──────── Information shown ────────

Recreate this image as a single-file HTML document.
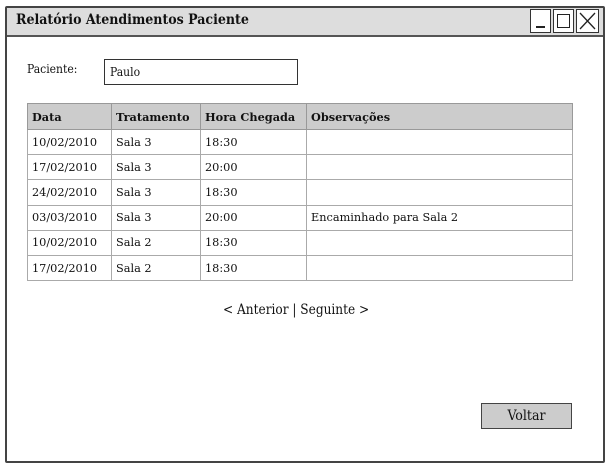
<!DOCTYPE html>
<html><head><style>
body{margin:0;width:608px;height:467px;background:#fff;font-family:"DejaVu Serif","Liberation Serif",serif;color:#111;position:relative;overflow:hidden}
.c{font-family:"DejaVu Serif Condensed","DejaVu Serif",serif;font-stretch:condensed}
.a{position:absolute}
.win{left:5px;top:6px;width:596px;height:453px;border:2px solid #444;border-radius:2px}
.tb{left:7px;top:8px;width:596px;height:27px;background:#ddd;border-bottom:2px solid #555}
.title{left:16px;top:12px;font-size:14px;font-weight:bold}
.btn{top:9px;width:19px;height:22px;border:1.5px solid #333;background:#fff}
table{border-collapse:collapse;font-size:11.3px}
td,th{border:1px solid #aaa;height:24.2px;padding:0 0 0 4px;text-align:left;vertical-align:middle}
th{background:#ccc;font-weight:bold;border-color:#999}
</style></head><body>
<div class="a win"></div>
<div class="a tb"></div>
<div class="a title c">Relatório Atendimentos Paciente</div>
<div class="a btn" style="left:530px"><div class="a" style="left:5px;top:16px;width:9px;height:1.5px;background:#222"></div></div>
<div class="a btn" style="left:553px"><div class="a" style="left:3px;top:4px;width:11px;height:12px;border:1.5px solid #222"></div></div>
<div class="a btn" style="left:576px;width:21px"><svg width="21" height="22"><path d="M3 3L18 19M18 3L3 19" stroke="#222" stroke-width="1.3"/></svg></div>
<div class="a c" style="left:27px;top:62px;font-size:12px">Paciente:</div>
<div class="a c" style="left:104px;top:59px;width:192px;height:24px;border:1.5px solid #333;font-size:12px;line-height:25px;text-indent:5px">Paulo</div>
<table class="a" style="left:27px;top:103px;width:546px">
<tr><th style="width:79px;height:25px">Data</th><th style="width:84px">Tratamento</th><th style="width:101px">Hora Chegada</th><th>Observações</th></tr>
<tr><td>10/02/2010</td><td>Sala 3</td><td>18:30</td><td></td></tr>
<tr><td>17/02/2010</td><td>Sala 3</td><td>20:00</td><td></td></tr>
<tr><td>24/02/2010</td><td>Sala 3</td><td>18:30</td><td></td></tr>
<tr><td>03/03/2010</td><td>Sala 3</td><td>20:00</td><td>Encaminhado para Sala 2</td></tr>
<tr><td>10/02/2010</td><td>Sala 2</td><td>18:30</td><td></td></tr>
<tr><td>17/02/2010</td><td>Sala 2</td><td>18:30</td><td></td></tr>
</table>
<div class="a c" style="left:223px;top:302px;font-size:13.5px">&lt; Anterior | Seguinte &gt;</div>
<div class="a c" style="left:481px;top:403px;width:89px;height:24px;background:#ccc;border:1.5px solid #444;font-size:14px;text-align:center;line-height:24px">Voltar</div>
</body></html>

────────

Your copy of the data should match it exactly, except that pictures are left out.

**Reply to the exercise**
Recreate this image as a single-file HTML document.
<!DOCTYPE html>
<html><head><style>
body{margin:0;width:608px;height:467px;background:#fff;font-family:"DejaVu Serif","Liberation Serif",serif;color:#111;position:relative;overflow:hidden}
.c{font-family:"DejaVu Serif Condensed","DejaVu Serif",serif;font-stretch:condensed}
.a{position:absolute}
.win{left:5px;top:6px;width:596px;height:453px;border:2px solid #444;border-radius:2px}
.tb{left:7px;top:8px;width:596px;height:27px;background:#ddd;border-bottom:2px solid #555}
.title{left:16px;top:12px;font-size:14px;font-weight:bold}
.btn{top:9px;width:19px;height:22px;border:1.5px solid #333;background:#fff}
table{border-collapse:collapse;font-size:11.3px}
td,th{border:1px solid #aaa;height:24.2px;padding:0 0 0 4px;text-align:left;vertical-align:middle}
th{background:#ccc;font-weight:bold;border-color:#999}
</style></head><body>
<div class="a win"></div>
<div class="a tb"></div>
<div class="a title c">Relatório Atendimentos Paciente</div>
<div class="a btn" style="left:530px"><div class="a" style="left:5px;top:16px;width:9px;height:1.5px;background:#222"></div></div>
<div class="a btn" style="left:553px"><div class="a" style="left:3px;top:4px;width:11px;height:12px;border:1.5px solid #222"></div></div>
<div class="a btn" style="left:576px;width:21px"><svg width="21" height="22"><path d="M3 3L18 19M18 3L3 19" stroke="#222" stroke-width="1.3"/></svg></div>
<div class="a c" style="left:27px;top:62px;font-size:12px">Paciente:</div>
<div class="a c" style="left:104px;top:59px;width:192px;height:24px;border:1.5px solid #333;font-size:12px;line-height:25px;text-indent:5px">Paulo</div>
<table class="a" style="left:27px;top:103px;width:546px">
<tr><th style="width:79px;height:25px">Data</th><th style="width:84px">Tratamento</th><th style="width:101px">Hora Chegada</th><th>Observações</th></tr>
<tr><td>10/02/2010</td><td>Sala 3</td><td>18:30</td><td></td></tr>
<tr><td>17/02/2010</td><td>Sala 3</td><td>20:00</td><td></td></tr>
<tr><td>24/02/2010</td><td>Sala 3</td><td>18:30</td><td></td></tr>
<tr><td>03/03/2010</td><td>Sala 3</td><td>20:00</td><td>Encaminhado para Sala 2</td></tr>
<tr><td>10/02/2010</td><td>Sala 2</td><td>18:30</td><td></td></tr>
<tr><td>17/02/2010</td><td>Sala 2</td><td>18:30</td><td></td></tr>
</table>
<div class="a c" style="left:223px;top:302px;font-size:13.5px">&lt; Anterior | Seguinte &gt;</div>
<div class="a c" style="left:481px;top:403px;width:89px;height:24px;background:#ccc;border:1.5px solid #444;font-size:14px;text-align:center;line-height:24px">Voltar</div>
</body></html>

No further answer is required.